Beacon.li still supports hypercare, but Implementation Studio extends the company’s original support thesis into configuration, testing, migration, cutover, and production readiness. The goal is to reduce the gaps that create support demand later, rather than only helping teams respond to those issues after go-live.
“Through a pilot with one client, we realized that implementation was actually the main reason behind the high volume of hypercare issues and support requests,” Vaddadi says.
What Implementation Studio Does
Implementation Studio works inside the target enterprise software environment, using a product knowledge graph to map customer requirements against product capabilities and implementation steps. Vaddadi says the goal is to make expert implementation judgment more repeatable, so delivery teams are not relying on the same senior specialists.
“If you could capture a product’s knowledge graph and map requirements against it, you could replicate the knowledge of the best implementation experts more consistently across implementations,” Vaddadi says, “instead of scrambling to put your top expert on every important account.”
That does not mean every stage can be automated equally. Vaddadi says Beacon.li sees its strongest results after requirements have been validated, when the platform can support configuration, testing, data migration, and cutover.
Requirement gathering still requires people to review the customer’s needs, validate assumptions, and approve the blueprint before downstream work begins. “I don’t think the human element can be removed from that part of the process,” Vaddadi says. “But once that phase is complete, the downstream execution becomes far more efficient.”
Where Beacon.li Fits in Enterprise Implementation
Beacon.li is focusing first on enterprise software built for specific industries or business domains, where implementation depends heavily on specialized configuration knowledge. That focus does not remove broader platforms from the implementation discussion, but it clarifies the type of work Vaddadi believes Beacon.li is best positioned to address today: products where setup knowledge is deep, private, and difficult to standardize.
“Implementation knowledge in those vertical products is often private, highly nuanced, and not publicly documented, especially when it comes to configuration and backend setup,” Vaddadi says. “Public documentation may tell users how to operate the product, but not how to set it up deeply.”

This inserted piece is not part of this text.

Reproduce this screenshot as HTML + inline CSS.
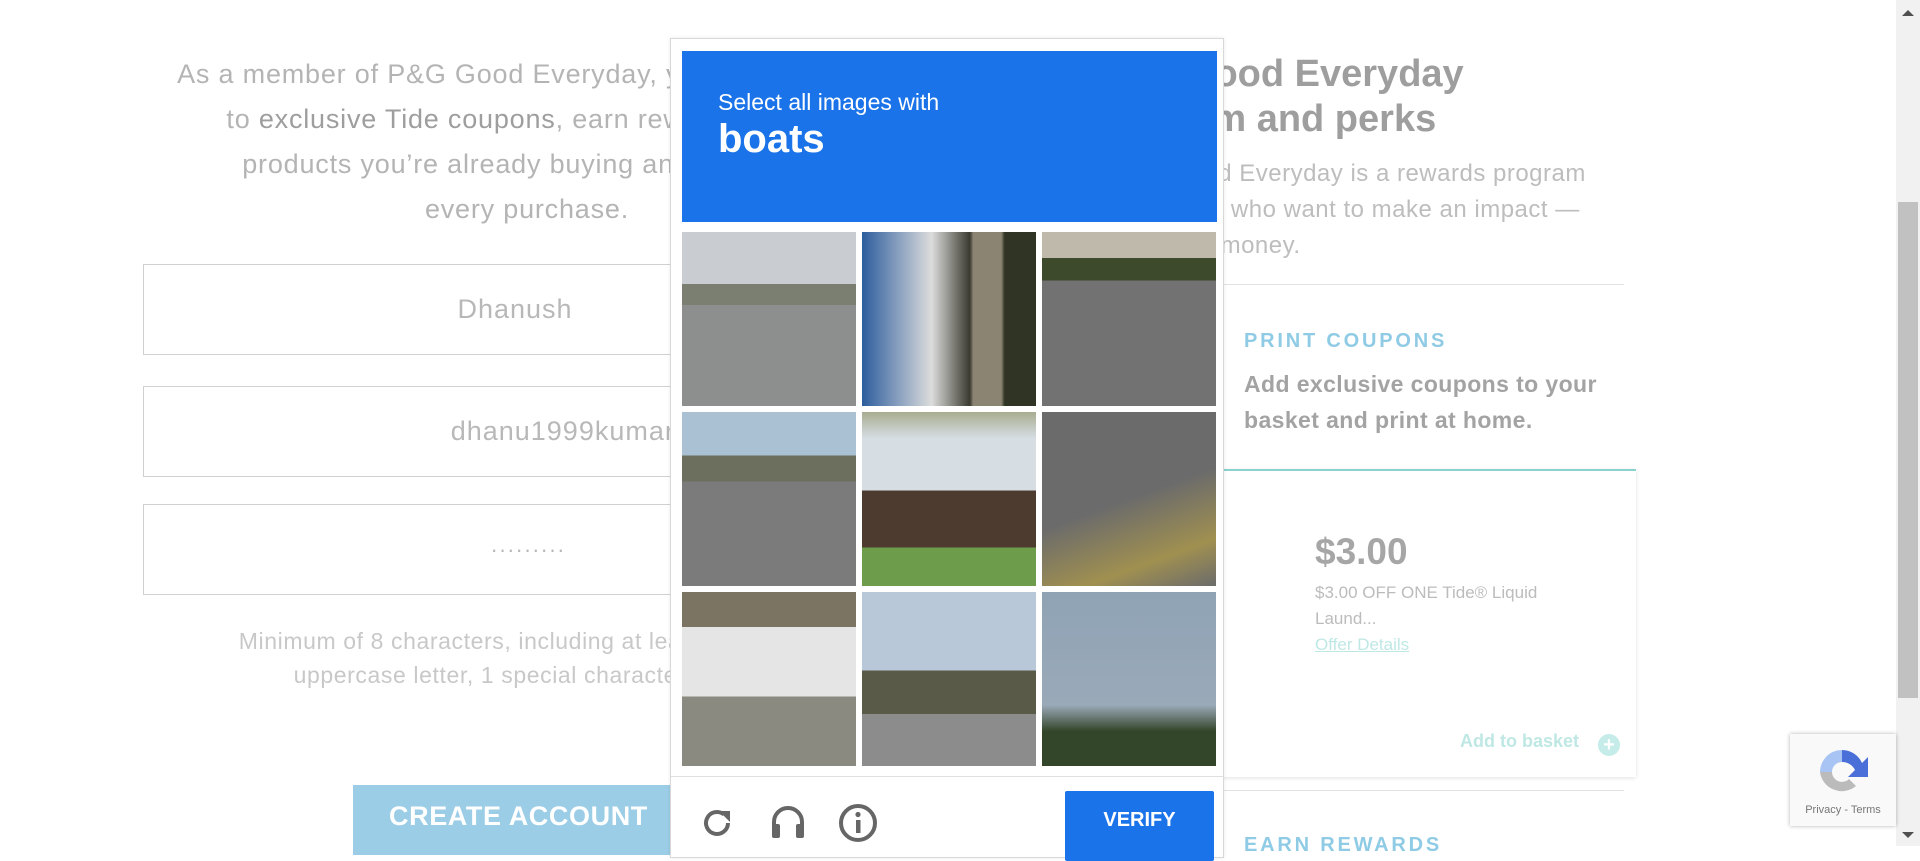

That same focus shapes Beacon.li’s relationship with system integrators (SIs). Vaddadi says the company works directly with enterprise software vendors, but SI partners give Beacon.li a broader route into the market because they operate across multiple products, customers, and implementation environments.
The commercial argument depends on margin. Vaddadi says SIs already know that traditional hourly billing will move toward outcome-based or hybrid pricing. Beacon.li’s role is to help them make that shift without weakening the economics of delivery.
“If an SI used to have a $2 million engagement with a $1 million margin, but with Beacon they could deliver a $1.7 million engagement while still making a $1.2 million margin, they would prefer the second outcome,” Vaddadi says.
What This Means for ERP Insiders
Requirement quality determines automation value. Beacon.li’s strongest gains appear after requirements have been validated and approved. Organizations that invest in structured requirement gathering before deploying implementation AI will compress configuration, testing, and migration timelines more effectively.
Vertical software offers the clearest first use case. Beacon.li’s focus on domain-specific software points to products where setup knowledge is private, undocumented, and heavily expert-dependent. Vendors in insurance, HCM, and B2B finance should evaluate implementation AI as delivery infrastructure.
SI economics will reward early movers. Beacon.li’s model helps SIs protect margin as hourly billing moves toward outcome-based contracts. Firms that restructure delivery economics early can reduce engagement size while improving profitability and delivery repeatability.